Rejection of education[edit]

According to the original Catholic Encyclopedia, the Abecedarians were a 16th-century German sect of Anabaptists who affected an absolute disdain for all human knowledge, contending that God would enlighten his elect from within themselves, giving them knowledge of necessary truths by visions and ecstasies, with which human learning would interfere.[1][2]

They rejected every other means of instruction, and claimed that to be saved one must even be ignorant of the first letters of the alphabet; whence their name, A-B-C-darians. They also considered the study of theology as a species of idolatry, and regarded learned men who did any preaching as falsifiers of God's word.[1]
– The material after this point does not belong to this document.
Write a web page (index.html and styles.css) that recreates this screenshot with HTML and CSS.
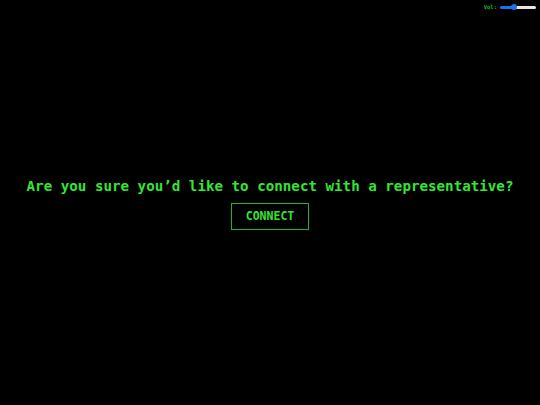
FILE: index.html
```html
<!DOCTYPE html>
<html lang="en">
<head>
    <meta charset="UTF-8">
    <meta name="viewport" content="width=device-width, initial-scale=1.0">
    <title>Connect</title>
    <link rel="stylesheet" href="styles.css">
</head>
<body>
    <div class="volume">
        <label for="vol">Vol:</label>
        <input type="range" id="vol" min="0" max="100" value="35">
    </div>
    <div class="container">
        <p class="question">Are you sure you’d like to connect with a representative?</p>
        <button class="connect">CONNECT</button>
    </div>
</body>
</html>
```

FILE: styles.css
```css
html, body {
    margin: 0;
    height: 100%;
    background: #000;
}

body {
    font-family: "DejaVu Sans Mono", "Liberation Mono", monospace;
    color: #33e633;
}

.volume {
    position: absolute;
    top: 2px;
    right: 4px;
    display: flex;
    align-items: center;
    gap: 3px;
}

.volume label {
    font-size: 5.5px;
    font-weight: bold;
    color: #1fb81f;
}

.volume input {
    -webkit-appearance: none;
    appearance: none;
    width: 36px;
    height: 10px;
    margin: 0;
    background: transparent;
}

.volume input::-webkit-slider-runnable-track {
    height: 3px;
    border-radius: 2px;
    background: linear-gradient(to right, #1a73e8 35%, #e6e6e6 35%);
}

.volume input::-webkit-slider-thumb {
    -webkit-appearance: none;
    width: 6px;
    height: 6px;
    margin-top: -1.5px;
    border-radius: 50%;
    background: #1a73e8;
}

.container {
    height: 100%;
    display: flex;
    flex-direction: column;
    align-items: center;
    justify-content: center;
    gap: 9px;
    padding-top: 2px;
    box-sizing: border-box;
}

.question {
    margin: 0;
    font-size: 14.2px;
    font-weight: bold;
    line-height: 16px;
}

.connect {
    width: 78px;
    height: 27px;
    background: #000;
    border: 1px solid #22b522;
    color: #33e633;
    font-family: inherit;
    font-size: 11.5px;
    font-weight: bold;
    cursor: pointer;
}
```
Nicholas Storch led this sect, preaching that the teaching of the Holy Spirit was all that was necessary.[1] Andreas Karlstadt adopted these views, abandoned his title of doctor and became a street porter.

Doubts of Accuracy[edit]

Early Anabaptists were viewed disdainfully by their adversaries as a radical peasant movement. Thus some[citation needed] consider the extant descriptions to be an elitist caricature of either a particular Anabaptist group or Anabaptists as a whole. Most more recent reference works have ceased to mention the group at all. No equivalent entry was present in the New Catholic Encyclopedia. No historical references later than the early 20th century mention these claims.

Other historical information[edit]

John Bell stated their founder's name was Stork, a disciple of Luther, and that "this sect was some time considerable in Germany".[3]

Cultural references[edit]

In the graphic novel The Calculus Affair, Captain Haddock uses the word "Abecedarian" as an epithet.